→ TASK OBJECTIVE:
Could every line of the data be printed exactly as it reads?

→ DATASET EXCERPT:
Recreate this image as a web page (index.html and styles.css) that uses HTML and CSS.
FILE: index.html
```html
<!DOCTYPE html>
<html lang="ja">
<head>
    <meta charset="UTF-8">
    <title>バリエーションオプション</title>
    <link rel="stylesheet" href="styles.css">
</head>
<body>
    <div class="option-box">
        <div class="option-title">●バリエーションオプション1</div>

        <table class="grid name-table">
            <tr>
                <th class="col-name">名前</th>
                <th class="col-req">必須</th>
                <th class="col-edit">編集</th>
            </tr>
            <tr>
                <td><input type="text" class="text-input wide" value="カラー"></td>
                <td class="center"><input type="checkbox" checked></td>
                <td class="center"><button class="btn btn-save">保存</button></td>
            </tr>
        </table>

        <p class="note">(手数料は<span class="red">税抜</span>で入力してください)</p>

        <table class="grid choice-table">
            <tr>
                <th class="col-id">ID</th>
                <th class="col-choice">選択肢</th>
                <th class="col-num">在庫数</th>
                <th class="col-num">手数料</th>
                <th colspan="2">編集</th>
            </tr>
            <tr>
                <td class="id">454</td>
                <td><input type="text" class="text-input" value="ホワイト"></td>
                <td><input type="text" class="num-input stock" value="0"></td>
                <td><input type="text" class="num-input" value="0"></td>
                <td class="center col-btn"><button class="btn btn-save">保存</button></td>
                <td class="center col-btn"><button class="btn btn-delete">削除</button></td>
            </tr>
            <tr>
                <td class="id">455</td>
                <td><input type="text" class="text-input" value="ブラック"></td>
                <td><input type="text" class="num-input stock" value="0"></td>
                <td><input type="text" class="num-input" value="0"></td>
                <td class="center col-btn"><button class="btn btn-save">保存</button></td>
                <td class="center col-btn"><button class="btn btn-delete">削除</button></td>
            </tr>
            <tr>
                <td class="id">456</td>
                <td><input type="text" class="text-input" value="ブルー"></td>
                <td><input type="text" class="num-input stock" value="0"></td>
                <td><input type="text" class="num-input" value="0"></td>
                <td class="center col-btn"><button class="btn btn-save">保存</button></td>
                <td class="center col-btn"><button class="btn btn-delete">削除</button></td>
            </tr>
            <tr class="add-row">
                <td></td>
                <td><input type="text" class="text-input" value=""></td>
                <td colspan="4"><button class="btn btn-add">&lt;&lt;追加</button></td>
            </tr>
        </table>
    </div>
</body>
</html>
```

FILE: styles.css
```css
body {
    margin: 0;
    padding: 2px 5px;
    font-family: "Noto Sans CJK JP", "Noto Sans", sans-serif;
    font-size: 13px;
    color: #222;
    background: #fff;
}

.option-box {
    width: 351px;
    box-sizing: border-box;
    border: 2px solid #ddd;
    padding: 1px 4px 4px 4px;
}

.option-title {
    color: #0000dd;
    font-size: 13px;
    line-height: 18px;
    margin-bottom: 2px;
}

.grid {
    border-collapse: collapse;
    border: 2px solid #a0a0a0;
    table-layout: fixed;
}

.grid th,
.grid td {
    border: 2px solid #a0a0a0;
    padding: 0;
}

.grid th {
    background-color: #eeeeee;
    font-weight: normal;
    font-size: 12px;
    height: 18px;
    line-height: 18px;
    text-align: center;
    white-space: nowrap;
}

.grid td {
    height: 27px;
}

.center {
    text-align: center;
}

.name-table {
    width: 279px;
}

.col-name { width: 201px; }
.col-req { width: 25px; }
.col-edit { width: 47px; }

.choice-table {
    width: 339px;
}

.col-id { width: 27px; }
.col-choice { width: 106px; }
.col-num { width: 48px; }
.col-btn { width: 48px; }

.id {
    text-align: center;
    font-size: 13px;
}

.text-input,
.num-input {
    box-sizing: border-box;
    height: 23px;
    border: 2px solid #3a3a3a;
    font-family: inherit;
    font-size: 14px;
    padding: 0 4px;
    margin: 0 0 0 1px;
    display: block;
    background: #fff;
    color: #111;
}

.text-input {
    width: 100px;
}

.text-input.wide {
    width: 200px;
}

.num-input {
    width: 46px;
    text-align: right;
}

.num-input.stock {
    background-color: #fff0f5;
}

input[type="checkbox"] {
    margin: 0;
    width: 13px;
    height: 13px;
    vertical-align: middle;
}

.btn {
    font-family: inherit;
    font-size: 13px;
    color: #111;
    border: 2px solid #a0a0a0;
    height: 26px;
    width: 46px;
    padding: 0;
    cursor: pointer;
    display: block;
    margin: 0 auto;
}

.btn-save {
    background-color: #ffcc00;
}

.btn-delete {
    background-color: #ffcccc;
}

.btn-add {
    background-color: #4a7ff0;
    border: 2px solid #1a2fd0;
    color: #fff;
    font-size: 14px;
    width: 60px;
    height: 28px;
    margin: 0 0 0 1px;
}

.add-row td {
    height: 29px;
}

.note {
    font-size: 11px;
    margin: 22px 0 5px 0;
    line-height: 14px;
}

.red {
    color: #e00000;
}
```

→ WRITTEN REPLY:
Recreate this image as a web page (index.html and styles.css) that uses HTML and CSS.
FILE: index.html
```html
<!DOCTYPE html>
<html lang="ja">
<head>
    <meta charset="UTF-8">
    <title>バリエーションオプション</title>
    <link rel="stylesheet" href="styles.css">
</head>
<body>
    <div class="option-box">
        <div class="option-title">●バリエーションオプション1</div>

        <table class="grid name-table">
            <tr>
                <th class="col-name">名前</th>
                <th class="col-req">必須</th>
                <th class="col-edit">編集</th>
            </tr>
            <tr>
                <td><input type="text" class="text-input wide" value="カラー"></td>
                <td class="center"><input type="checkbox" checked></td>
                <td class="center"><button class="btn btn-save">保存</button></td>
            </tr>
        </table>

        <p class="note">(手数料は<span class="red">税抜</span>で入力してください)</p>

        <table class="grid choice-table">
            <tr>
                <th class="col-id">ID</th>
                <th class="col-choice">選択肢</th>
                <th class="col-num">在庫数</th>
                <th class="col-num">手数料</th>
                <th colspan="2">編集</th>
            </tr>
            <tr>
                <td class="id">454</td>
                <td><input type="text" class="text-input" value="ホワイト"></td>
                <td><input type="text" class="num-input stock" value="0"></td>
                <td><input type="text" class="num-input" value="0"></td>
                <td class="center col-btn"><button class="btn btn-save">保存</button></td>
                <td class="center col-btn"><button class="btn btn-delete">削除</button></td>
            </tr>
            <tr>
                <td class="id">455</td>
                <td><input type="text" class="text-input" value="ブラック"></td>
                <td><input type="text" class="num-input stock" value="0"></td>
                <td><input type="text" class="num-input" value="0"></td>
                <td class="center col-btn"><button class="btn btn-save">保存</button></td>
                <td class="center col-btn"><button class="btn btn-delete">削除</button></td>
            </tr>
            <tr>
                <td class="id">456</td>
                <td><input type="text" class="text-input" value="ブルー"></td>
                <td><input type="text" class="num-input stock" value="0"></td>
                <td><input type="text" class="num-input" value="0"></td>
                <td class="center col-btn"><button class="btn btn-save">保存</button></td>
                <td class="center col-btn"><button class="btn btn-delete">削除</button></td>
            </tr>
            <tr class="add-row">
                <td></td>
                <td><input type="text" class="text-input" value=""></td>
                <td colspan="4"><button class="btn btn-add">&lt;&lt;追加</button></td>
            </tr>
        </table>
    </div>
</body>
</html>
```

FILE: styles.css
```css
body {
    margin: 0;
    padding: 2px 5px;
    font-family: "Noto Sans CJK JP", "Noto Sans", sans-serif;
    font-size: 13px;
    color: #222;
    background: #fff;
}

.option-box {
    width: 351px;
    box-sizing: border-box;
    border: 2px solid #ddd;
    padding: 1px 4px 4px 4px;
}

.option-title {
    color: #0000dd;
    font-size: 13px;
    line-height: 18px;
    margin-bottom: 2px;
}

.grid {
    border-collapse: collapse;
    border: 2px solid #a0a0a0;
    table-layout: fixed;
}

.grid th,
.grid td {
    border: 2px solid #a0a0a0;
    padding: 0;
}

.grid th {
    background-color: #eeeeee;
    font-weight: normal;
    font-size: 12px;
    height: 18px;
    line-height: 18px;
    text-align: center;
    white-space: nowrap;
}

.grid td {
    height: 27px;
}

.center {
    text-align: center;
}

.name-table {
    width: 279px;
}

.col-name { width: 201px; }
.col-req { width: 25px; }
.col-edit { width: 47px; }

.choice-table {
    width: 339px;
}

.col-id { width: 27px; }
.col-choice { width: 106px; }
.col-num { width: 48px; }
.col-btn { width: 48px; }

.id {
    text-align: center;
    font-size: 13px;
}

.text-input,
.num-input {
    box-sizing: border-box;
    height: 23px;
    border: 2px solid #3a3a3a;
    font-family: inherit;
    font-size: 14px;
    padding: 0 4px;
    margin: 0 0 0 1px;
    display: block;
    background: #fff;
    color: #111;
}

.text-input {
    width: 100px;
}

.text-input.wide {
    width: 200px;
}

.num-input {
    width: 46px;
    text-align: right;
}

.num-input.stock {
    background-color: #fff0f5;
}

input[type="checkbox"] {
    margin: 0;
    width: 13px;
    height: 13px;
    vertical-align: middle;
}

.btn {
    font-family: inherit;
    font-size: 13px;
    color: #111;
    border: 2px solid #a0a0a0;
    height: 26px;
    width: 46px;
    padding: 0;
    cursor: pointer;
    display: block;
    margin: 0 auto;
}

.btn-save {
    background-color: #ffcc00;
}

.btn-delete {
    background-color: #ffcccc;
}

.btn-add {
    background-color: #4a7ff0;
    border: 2px solid #1a2fd0;
    color: #fff;
    font-size: 14px;
    width: 60px;
    height: 28px;
    margin: 0 0 0 1px;
}

.add-row td {
    height: 29px;
}

.note {
    font-size: 11px;
    margin: 22px 0 5px 0;
    line-height: 14px;
}

.red {
    color: #e00000;
}
```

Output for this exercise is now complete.